**** SOURCE EXCERPT
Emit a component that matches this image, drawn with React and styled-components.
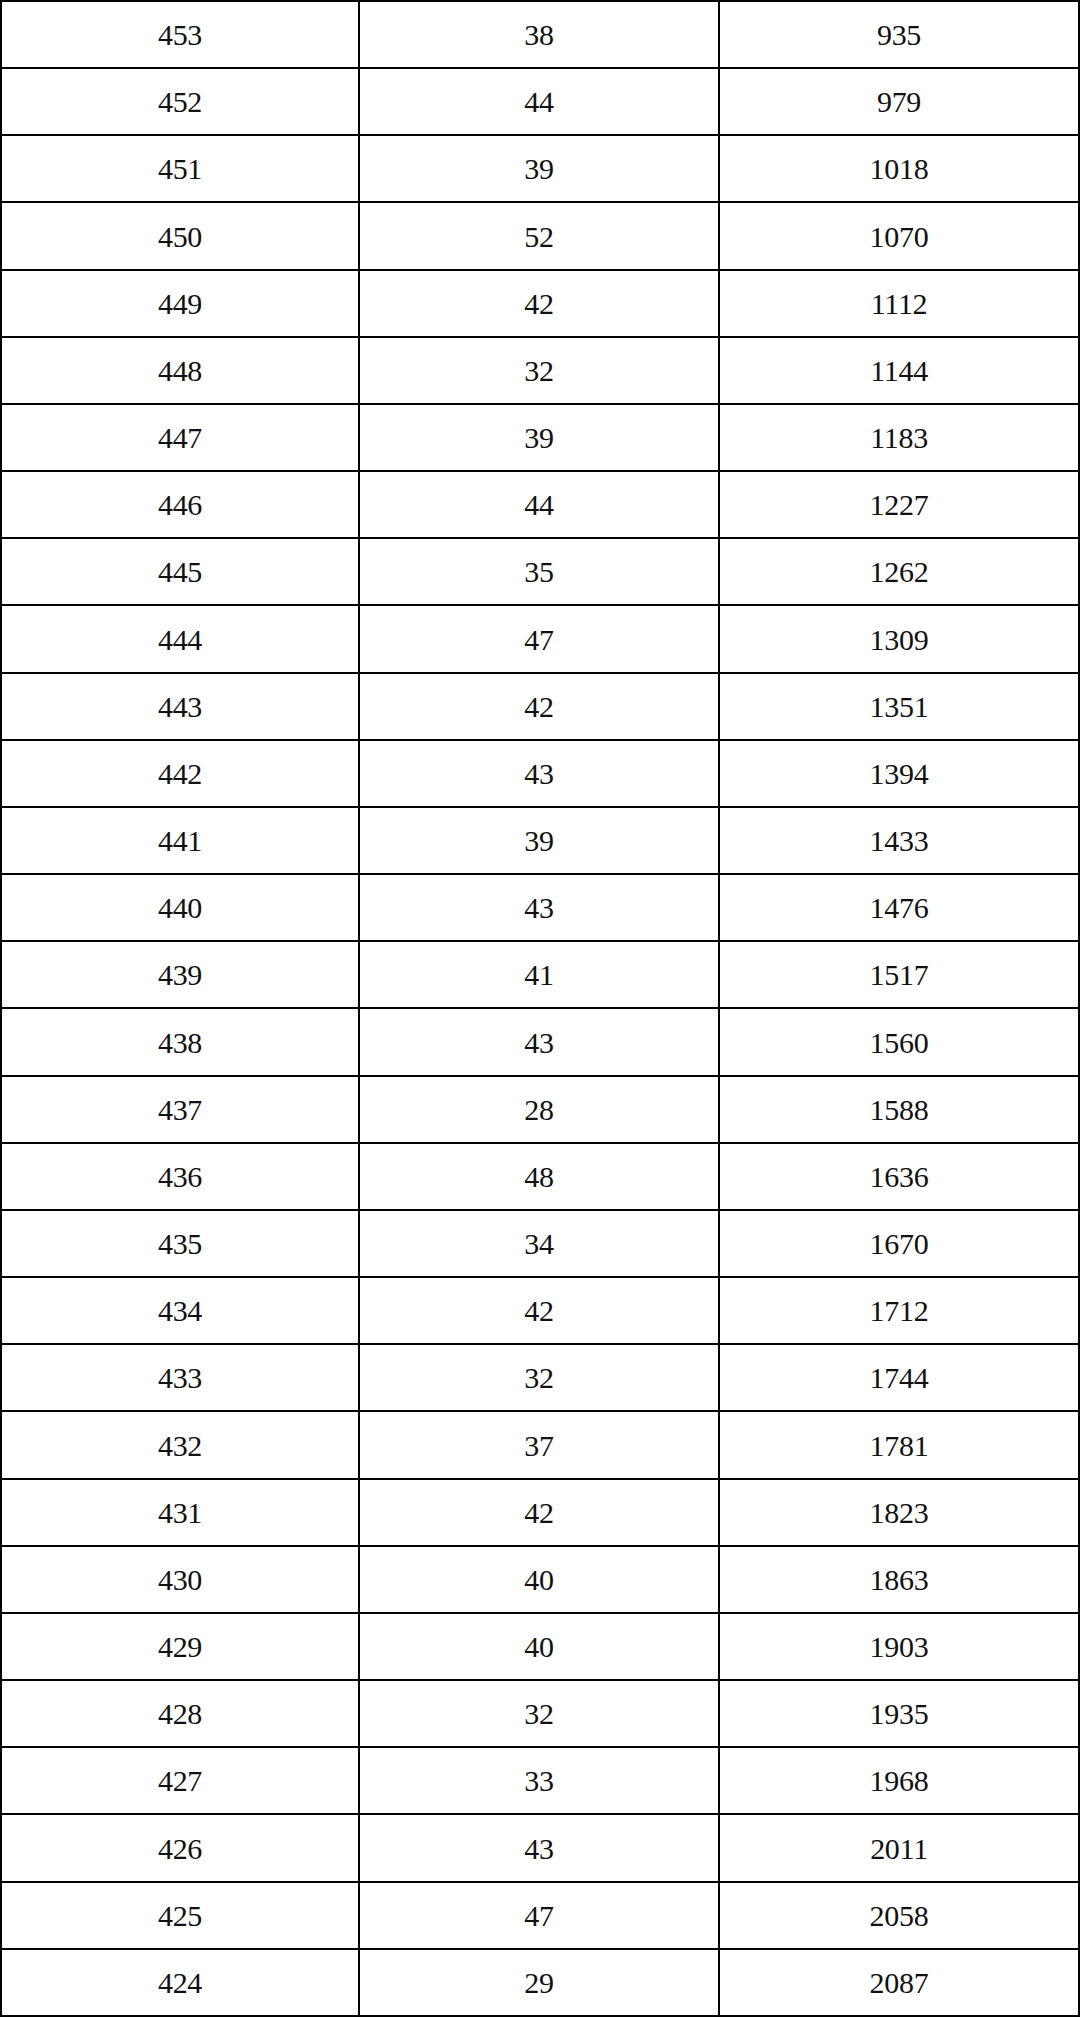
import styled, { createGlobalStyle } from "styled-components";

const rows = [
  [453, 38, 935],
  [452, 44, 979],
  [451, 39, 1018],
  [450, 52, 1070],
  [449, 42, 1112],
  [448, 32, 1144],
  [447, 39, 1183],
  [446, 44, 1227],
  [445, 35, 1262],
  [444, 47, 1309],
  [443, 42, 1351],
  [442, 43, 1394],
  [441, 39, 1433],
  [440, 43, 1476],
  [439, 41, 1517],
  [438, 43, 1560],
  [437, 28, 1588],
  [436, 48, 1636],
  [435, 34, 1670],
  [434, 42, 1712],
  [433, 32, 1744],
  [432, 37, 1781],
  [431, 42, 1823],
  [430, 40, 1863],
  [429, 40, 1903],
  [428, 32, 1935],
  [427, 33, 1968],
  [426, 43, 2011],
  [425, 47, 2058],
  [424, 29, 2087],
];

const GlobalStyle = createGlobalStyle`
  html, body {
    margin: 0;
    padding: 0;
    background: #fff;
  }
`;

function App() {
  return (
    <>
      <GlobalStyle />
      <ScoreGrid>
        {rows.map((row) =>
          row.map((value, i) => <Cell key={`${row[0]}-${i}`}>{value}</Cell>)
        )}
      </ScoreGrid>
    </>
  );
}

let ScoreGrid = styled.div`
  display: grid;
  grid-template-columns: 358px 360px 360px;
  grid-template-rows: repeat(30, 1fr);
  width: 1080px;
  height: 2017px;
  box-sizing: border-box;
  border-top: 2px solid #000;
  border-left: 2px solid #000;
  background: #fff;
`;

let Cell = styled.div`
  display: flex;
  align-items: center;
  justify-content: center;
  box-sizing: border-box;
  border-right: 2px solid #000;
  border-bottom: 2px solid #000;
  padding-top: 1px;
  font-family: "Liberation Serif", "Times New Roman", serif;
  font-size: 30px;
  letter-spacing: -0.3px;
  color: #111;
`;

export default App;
********
TASK DETAILS:
Copy the listing in full and without alteration, omitting every picture.

RESULT:
Emit a component that matches this image, drawn with React and styled-components.
import styled, { createGlobalStyle } from "styled-components";

const rows = [
  [453, 38, 935],
  [452, 44, 979],
  [451, 39, 1018],
  [450, 52, 1070],
  [449, 42, 1112],
  [448, 32, 1144],
  [447, 39, 1183],
  [446, 44, 1227],
  [445, 35, 1262],
  [444, 47, 1309],
  [443, 42, 1351],
  [442, 43, 1394],
  [441, 39, 1433],
  [440, 43, 1476],
  [439, 41, 1517],
  [438, 43, 1560],
  [437, 28, 1588],
  [436, 48, 1636],
  [435, 34, 1670],
  [434, 42, 1712],
  [433, 32, 1744],
  [432, 37, 1781],
  [431, 42, 1823],
  [430, 40, 1863],
  [429, 40, 1903],
  [428, 32, 1935],
  [427, 33, 1968],
  [426, 43, 2011],
  [425, 47, 2058],
  [424, 29, 2087],
];

const GlobalStyle = createGlobalStyle`
  html, body {
    margin: 0;
    padding: 0;
    background: #fff;
  }
`;

function App() {
  return (
    <>
      <GlobalStyle />
      <ScoreGrid>
        {rows.map((row) =>
          row.map((value, i) => <Cell key={`${row[0]}-${i}`}>{value}</Cell>)
        )}
      </ScoreGrid>
    </>
  );
}

let ScoreGrid = styled.div`
  display: grid;
  grid-template-columns: 358px 360px 360px;
  grid-template-rows: repeat(30, 1fr);
  width: 1080px;
  height: 2017px;
  box-sizing: border-box;
  border-top: 2px solid #000;
  border-left: 2px solid #000;
  background: #fff;
`;

let Cell = styled.div`
  display: flex;
  align-items: center;
  justify-content: center;
  box-sizing: border-box;
  border-right: 2px solid #000;
  border-bottom: 2px solid #000;
  padding-top: 1px;
  font-family: "Liberation Serif", "Times New Roman", serif;
  font-size: 30px;
  letter-spacing: -0.3px;
  color: #111;
`;

export default App;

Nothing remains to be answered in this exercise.